There are many reasons to use a leasing solution for your next equipment acquisition:
Protection From Obsolescence. Leasing allows you to match the lease term to your determination of the equipment’s useful life. A TEQlease lease may include upgrade provisions to enhance your systems during the lease term.
Conservation of Capital. Because of the sizable cash outlay involved in purchasing new equipment, many businesses lease to conserve capital.
Soft Costs. What about the extended warranties, maintenance, installation, and freight costs? Traditional methods of lease financing usually exclude these “soft cost” items, however, leasing through TEQlease allows for inclusion of all costs.
Refinance. A sale-leaseback to lease equipment purchased at an earlier date may be available.
Alternative Financing Source. Leasing through TEQlease, instead of using existing bank lines, allows you to have an alternative source of capital equipment funding.

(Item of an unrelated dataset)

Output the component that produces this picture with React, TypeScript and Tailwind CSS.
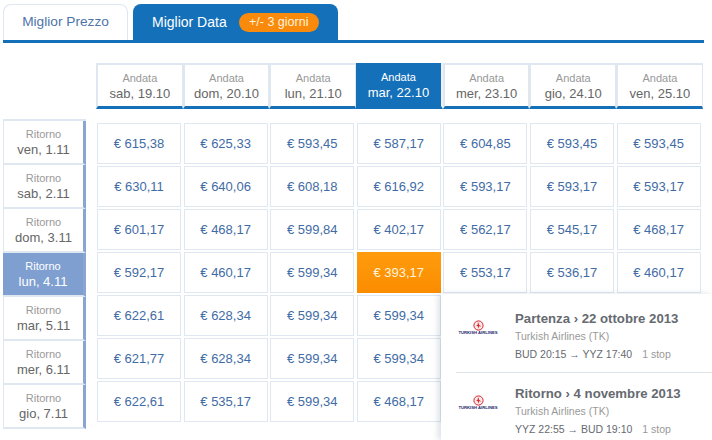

Tax Benefits. You may usually deduct monthly lease payments as an operating expense, which may reduce equipment total cost of ownership. Although you should first talk with your tax department or tax advisor to determine its impact on your business, leasing is generally considered to be tax advantageous for most businesses.
Ability to Work within Budget Limitations. Purchasing and department managers often have the authority to acquire needed equipment, but only if it fits within operating budget guidelines. Many managers decide to acquire needed equipment by leasing because leasing allows equipment acquisition while remaining within operating budget requirements.